GETTING BACK TO BASICS: REAFFIRMING TWO IMPORTANT THEORETICAL UNDERPINNINGS RELEVANT TO OSL DATA ANALYSIS

Underpinning 1: Precision and accuracy of OSL equivalent dose (ED) data arise from disjoint physical phenomena. Precision of individual aliquot ED determinations is governed by the solid-state dosimetric properties of the grains. Accuracy of individual aliquot ED determinations is governed by sediment transport dynamics, i.e. exposure to sunlight during transport. A sediment grain with imprecise dosimetric properties is equally as likely to be thoroughly exposed to sunlight during transport as a grain with precise dosimetric properties. Over 25 years of personal data collection have yielded tens of thousands of single aliquot ED’s with only a fraction being both accurate and precise. This is not problematic because it is the population ED that is significant, not the individual aliquot ED’s. Quite simply, there is no basis - theoretical or empirical - for precision weighting of ED data.

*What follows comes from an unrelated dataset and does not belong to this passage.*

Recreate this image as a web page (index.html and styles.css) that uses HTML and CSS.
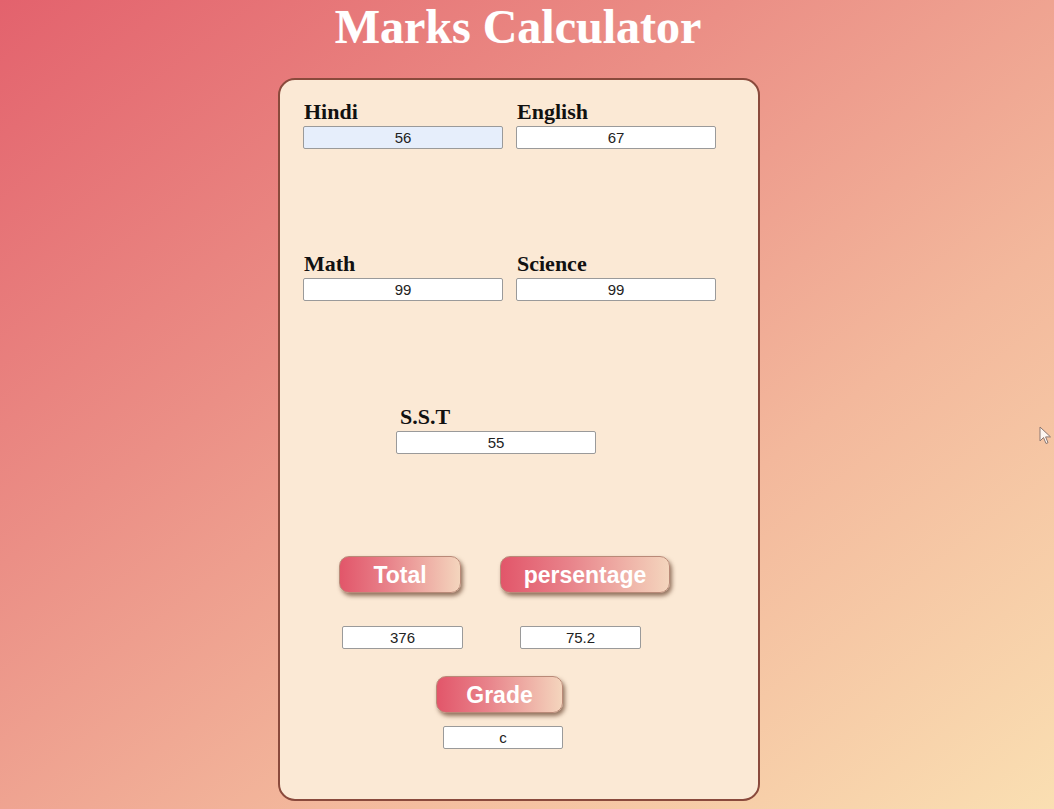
FILE: index.html
```html
<!DOCTYPE html>
<html>
<head>
<meta charset="utf-8">
<title>Marks Calculator</title>
<link rel="stylesheet" href="styles.css">
</head>
<body>
<div class="page">
  <h1 class="title">Marks Calculator</h1>
  <div class="card">
    <div class="pair">
      <div class="field">
        <label class="lbl">Hindi</label>
        <input class="box box-auto" type="text" value="56">
      </div>
      <div class="field">
        <label class="lbl">English</label>
        <input class="box" type="text" value="67">
      </div>
    </div>
    <div class="pair pair-gap">
      <div class="field">
        <label class="lbl">Math</label>
        <input class="box" type="text" value="99">
      </div>
      <div class="field">
        <label class="lbl">Science</label>
        <input class="box" type="text" value="99">
      </div>
    </div>
    <div class="field field-sst">
      <label class="lbl lbl-sst">S.S.T</label>
      <input class="box" type="text" value="55">
    </div>
    <div class="btn-row">
      <button class="btn btn-total">Total</button>
      <button class="btn btn-pct">persentage</button>
    </div>
    <div class="out-row">
      <input class="box out out-total" type="text" value="376">
      <input class="box out out-pct" type="text" value="75.2">
    </div>
    <div class="grade-col">
      <button class="btn btn-grade">Grade</button>
      <input class="box out out-grade" type="text" value="c">
    </div>
  </div>
</div>
<svg class="cursor" width="14" height="20" viewBox="0 0 14 20">
  <path d="M1 1 L1 15 L4.5 11.5 L7 17.5 L9 16.7 L6.6 10.9 L11.5 10.9 Z" fill="#fff" stroke="#7a6a68" stroke-width="1"/>
</svg>
</body>
</html>
```
FILE: styles.css
```css
html, body {
  margin: 0;
  padding: 0;
}
body {
  width: 1054px;
  height: 809px;
  overflow: hidden;
  background: linear-gradient(to bottom right, #e3626d 0%, #eb8f86 35%, #f3b89c 65%, #fadfb2 100%);
  font-family: "Liberation Serif", "Times New Roman", serif;
  position: relative;
}
.page {
  width: 1038px;
  display: flex;
  flex-direction: column;
  align-items: center;
}
.title {
  margin: 0;
  font-size: 48px;
  font-weight: bold;
  color: #ffffff;
  line-height: 53px;
  padding-right: 2px;
  text-shadow: 0 0 1px rgba(255,255,255,0.4);
}
.card {
  margin-top: 25px;
  width: 478px;
  height: 719px;
  box-sizing: content-box;
  border: 2px solid #8a4a3c;
  border-radius: 17px;
  background: #fbe9d5;
  padding: 0;
  display: flex;
  flex-direction: column;
}
.pair {
  display: flex;
  gap: 13px;
  padding-left: 23px;
  margin-top: 20px;
}
.pair-gap {
  margin-top: 103px;
}
.field {
  display: flex;
  flex-direction: column;
  width: 200px;
}
.lbl {
  font-family: "Liberation Serif", "Times New Roman", serif;
  font-weight: bold;
  font-size: 22px;
  line-height: 24px;
  color: #111;
  padding-left: 1px;
  margin-bottom: 2px;
}
.box {
  box-sizing: border-box;
  width: 200px;
  height: 23px;
  border: 1px solid #9a9a9a;
  border-radius: 2px;
  background: #ffffff;
  font-family: "Liberation Sans", Arial, sans-serif;
  font-size: 15px;
  color: #222;
  text-align: center;
  padding: 0;
  margin: 0;
  outline: none;
}
.box-auto {
  background: #e6eefb;
}
.field-sst {
  margin-top: 104px;
  margin-left: 116px;
}
.lbl-sst {
  padding-left: 4px;
}
.btn-row {
  display: flex;
  gap: 39px;
  margin-top: 102px;
  padding-left: 59px;
}
.btn {
  height: 37px;
  border: 1px solid #b98a78;
  border-radius: 10px;
  background: linear-gradient(to right, #e2566a 0%, #e8828a 40%, #f4d5bd 100%);
  color: #ffffff;
  font-family: "Liberation Sans", Arial, sans-serif;
  font-weight: bold;
  font-size: 23px;
  padding: 2px 0 0 0;
  box-shadow: 2px 3px 4px rgba(90, 50, 30, 0.65);
  cursor: pointer;
}
.btn-total {
  width: 122px;
}
.btn-pct {
  width: 170px;
}
.out-row {
  display: flex;
  gap: 57px;
  margin-top: 33px;
  padding-left: 62px;
}
.out {
  width: 121px;
}
.out-grade {
  width: 120px;
  margin-top: 13px;
  margin-left: 7px;
}
.grade-col {
  display: flex;
  flex-direction: column;
  align-items: flex-start;
  margin-top: 27px;
  padding-left: 156px;
}
.btn-grade {
  width: 127px;
}
.cursor {
  position: absolute;
  left: 1039px;
  top: 426px;
  opacity: 0.85;
}
```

Underpinning 2: When attempting to evaluate the statistical properties of an infinitely large data population, the more samples you can obtain from that population the better you can determine/approximate the population’s true properties. Quite simply, large data sets are better. We now have the experimental capability to easily collect statistically significant OSL data sets, but numerous laboratories have opted for minimal data set sizes. Why?

There seems to be a philosophical schism. Many OSL labs have taken the track of small data set sizes with precision weighting guiding the selection of the representative dose for age calculation. This approach does not reflect the actual characteristics of the infinitely large data population. It selects a subpopulation, which as discussed above, does not necessarily equate to accuracy. The other less traveled path is to collect large ED data sets, ignore individual aliquot precision (because all samples from the unknown population are equally valid with some minor exceptions; discussed in the presentation), and allow the properties of the data set to guide the selection of the representative dose for age calculation. This approach produces a data set that is a genuine sampling from the unknown population and it produces better statistical approximations of that unknown population.